Scheduling doesn't work by figuring out what task should run on which other CPU. It works by figuring out what this CPU should do now, based on which tasks are ready to run. This happens whenever a thread uses up its timeslice, or makes a system call that blocks. In Linux, even the kernel itself is pre-emptible, so a high-priority task can be run even in the middle of a system call that takes a lot of CPU time to handle. (e.g. checking the permissions on all the parent directories in an open("/a/b/c/d/e/f/g/h/file", ...), if they're hot in VFS cache so it doesn't block, just uses a lot of CPU time).
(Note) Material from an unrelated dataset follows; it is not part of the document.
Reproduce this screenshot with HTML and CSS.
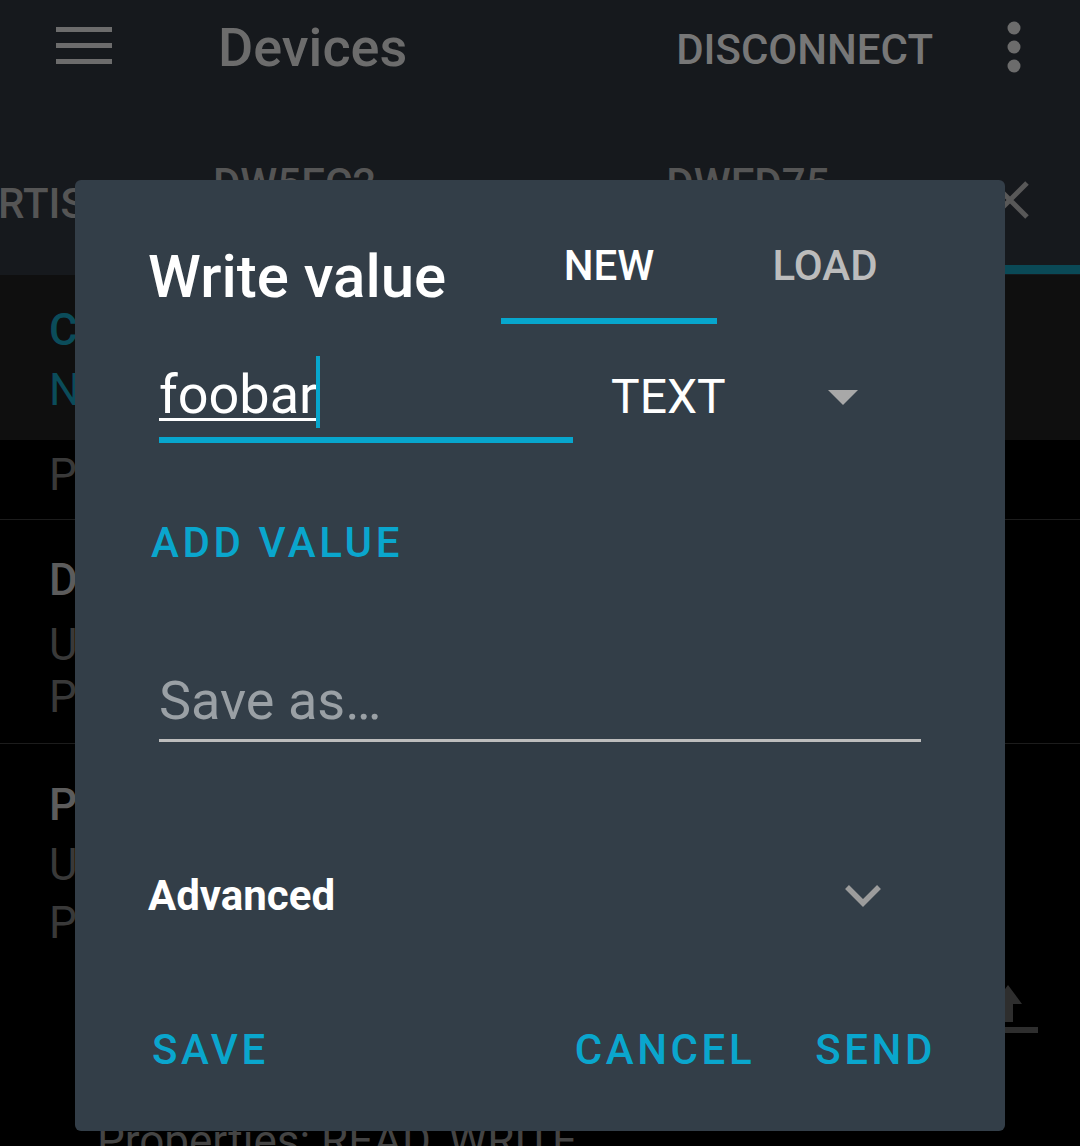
FILE: index.html
```html
<!DOCTYPE html>
<html>
<head>
<meta charset="utf-8">
<link rel="stylesheet" href="styles.css">
</head>
<body>
<div class="screen">
  <header class="appbar">
    <div class="toolbar">
      <svg class="menu" width="56" height="37" viewBox="0 0 56 37"><rect x="0" y="0" width="56" height="5" fill="#6c6c6c"/><rect x="0" y="16" width="56" height="5" fill="#6c6c6c"/><rect x="0" y="32" width="56" height="5" fill="#6c6c6c"/></svg>
      <div class="title">Devices</div>
      <div class="spacer"></div>
      <div class="action">DISCONNECT</div>
      <svg class="dots" width="16" height="52" viewBox="0 0 16 52"><circle cx="8" cy="7" r="6.5" fill="#6c6c6c"/><circle cx="8" cy="26" r="6.5" fill="#6c6c6c"/><circle cx="8" cy="45" r="6.5" fill="#6c6c6c"/></svg>
    </div>
    <div class="tabs">
      <div class="tabrow">
        <div class="tab tab-a">RTIS</div>
        <div class="tab tab-b">DW5EC2</div>
        <div class="tab tab-c">DWED75</div>
        <svg class="close" width="40" height="40" viewBox="0 0 40 40"><path d="M3 3L37 37M37 3L3 37" stroke="#585858" stroke-width="5"/></svg>
      </div>
      <div class="indicator"></div>
    </div>
  </header>
  <main class="list">
    <section class="row-head">
      <div class="ln ln-c">Custom Service</div>
      <div class="ln ln-n">Name unknown</div>
    </section>
    <div class="ln ln-p1">Primary service</div>
    <div class="divider d1"></div>
    <div class="ln ln-bold ln-d">Device Name</div>
    <div class="ln ln-u1">UUID: 2A00</div>
    <div class="ln ln-p2">Properties: READ</div>
    <div class="divider d2"></div>
    <div class="ln ln-bold ln-p3">Peripheral Preferred</div>
    <div class="ln ln-u2">UUID: 2A04</div>
    <div class="ln ln-p4">Properties: READ</div>
    <div class="ln ln-props">Properties: READ, WRITE</div>
    <svg class="upload" width="80" height="60" viewBox="0 0 80 60"><path d="M38 5L52 24H43V42H33V24H24Z" fill="#2e2e2e"/><rect x="8" y="47" width="60" height="6" fill="#2e2e2e"/></svg>
  </main>

  <div class="dialog">
    <div class="dlg-head">
      <div class="dlg-title">Write value</div>
      <div class="dlg-tabs">
        <div class="dtab active">NEW</div>
        <div class="dtab">LOAD</div>
      </div>
    </div>
    <div class="value-row">
      <div class="field field-value"><span class="typed">foobar</span><span class="cursor"></span></div>
      <div class="type">TEXT</div>
      <svg class="caret" width="30" height="15" viewBox="0 0 30 15"><path d="M0 0H30L15 15Z" fill="#a8a8a8"/></svg>
    </div>
    <div class="btn add">ADD VALUE</div>
    <div class="field field-save">Save as…</div>
    <div class="adv-row">
      <div class="adv">Advanced</div>
      <svg class="chev" width="38" height="24" viewBox="0 0 38 24"><path d="M3 3L19 19L35 3" fill="none" stroke="#9c9c9c" stroke-width="5.5"/></svg>
    </div>
    <div class="actions">
      <div class="btn">SAVE</div>
      <div class="spacer"></div>
      <div class="btn">CANCEL</div>
      <div class="btn send">SEND</div>
    </div>
  </div>
</div>
</body>
</html>
```
FILE: styles.css
```css
* { box-sizing: border-box; }
html, body { margin: 0; padding: 0; background: #000; }
body { font-family: Roboto, "Noto Sans", sans-serif; overflow: hidden; }
.screen { position: relative; width: 1080px; height: 1146px; overflow: hidden; background: #000; }

.appbar { background: #16191d; height: 275px; display: flex; flex-direction: column; }
.toolbar { height: 96px; display: flex; align-items: flex-start; }
.menu { margin: 27px 0 0 56px; flex: none; }
.title { margin: 21px 0 0 106px; font-size: 54px; line-height: 54px; font-weight: 500; color: #6c6c6c; }
.spacer { flex: 1; }
.action { margin-top: 29px; font-size: 42px; line-height: 42px; font-weight: 500; color: #777; }
.dots { margin: 21px 58px 0 73px; flex: none; }

.tabs { height: 179px; display: flex; flex-direction: column; }
.tabrow { height: 169px; display: flex; align-items: flex-start; }
.tab { font-size: 42px; line-height: 42px; font-weight: 500; color: #555; white-space: nowrap; }
.tab-a { margin: 87px 0 0 -2px; }
.tab-b { margin: 67px 0 0 127px; }
.tab-c { margin: 67px 0 0 290px; }
.close { margin: 84px 0 0 160px; flex: none; }
.indicator { margin-left: 530px; height: 9px; background: #0a4956; }

.list { display: flex; flex-direction: column; }
.ln { font-size: 44px; line-height: 44px; padding-left: 49px; color: #393939; white-space: nowrap; }
.ln-bold { font-weight: 500; color: #5c5c5c; }
.row-head { background: #0f0f0f; padding: 33px 0 28px; }
.ln-c { font-weight: 500; color: #0b4c5a; }
.ln-n { color: #0b4c5a; margin-top: 16px; }
.ln-p1 { margin-top: 13px; }
.divider { height: 1px; background: #1c1c1c; }
.d1 { margin-top: 22px; }
.ln-d { margin-top: 38px; }
.ln-u1 { margin-top: 21px; }
.ln-p2 { margin-top: 8px; }
.d2 { margin-top: 24px; }
.ln-p3 { margin-top: 39px; }
.ln-u2 { margin-top: 16px; }
.ln-p4 { margin-top: 14px; }
.ln-props { margin-top: 174px; padding-left: 97px; color: #444; }
.upload { position: absolute; left: 970px; top: 980px; }

.dialog { position: absolute; left: 75px; top: 180px; width: 930px; height: 951px; background: #333e48; border-radius: 6px; display: flex; flex-direction: column; }
.dlg-head { height: 144px; display: flex; align-items: flex-end; justify-content: space-between; padding: 0 72px 0 73px; }
.dlg-title { font-size: 60px; line-height: 60px; font-weight: 500; color: #fff; padding-bottom: 17px; }
.dlg-tabs { display: flex; }
.dtab { width: 216px; text-align: center; font-size: 42px; line-height: 42px; font-weight: 500; color: #bcbcbc; padding-bottom: 31px; border-bottom: 6px solid transparent; }
.dtab.active { color: #fff; border-bottom-color: #07a6cd; }

.value-row { display: flex; align-items: baseline; }
.field { margin-left: 84px; font-size: 54px; line-height: 54px; color: #fff; }
.field-value { width: 414px; margin-top: 44px; padding-bottom: 9px; border-bottom: 6px solid #07a6cd; white-space: nowrap; }
.typed { text-decoration: underline; text-decoration-thickness: 3px; text-underline-offset: 5px; }
.cursor { display: inline-block; width: 4px; height: 72px; background: #07a6cd; vertical-align: -15px; margin: -13px 0 0 -1px; }
.type { margin-left: 38px; font-size: 48px; line-height: 48px; color: #fff; }
.caret { align-self: flex-start; margin: 66px 0 0 102px; }

.btn { font-size: 42px; line-height: 42px; font-weight: 500; letter-spacing: 3.6px; color: #0aa6cd; white-space: nowrap; }
.add { margin: 79px 0 0 76px; }
.field-save { width: 762px; margin-top: 110px; padding-bottom: 11px; border-bottom: 3px solid #bdbdbd; color: #9aa0a5; }

.adv-row { display: flex; align-items: center; margin-top: 133px; padding: 0 0 0 73px; }
.adv { font-size: 42px; line-height: 42px; font-weight: 700; color: #fff; }
.chev { margin-left: 509px; }

.actions { display: flex; margin-top: 112px; padding: 0 69px 0 77px; }
.send { margin-left: 60px; }
```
I'm not sure if this is done by having the directory-walking loop in (a function called by) open() "manually" call schedule() to see if the current thread should be pre-empted or not. Or maybe just that tasks waking up will have set some kind of hardware time to fire an interrupt, and the kernel in general is pre-emptible if compiled with CONFIG_PREEMPT.

There's an inter-processor interrupt mechanism to ask another core to schedule something on itself, so the above description is an over-simplification. (e.g. for Linux run_on to support RCU sync points, and TLB shootdowns when a thread on another core uses munmap). But it's true that there isn't one "master control program"; generally the kernel on each core decides what that core should be running. (By running the same schedule() function on a shared data-structure of tasks that are ready to run.)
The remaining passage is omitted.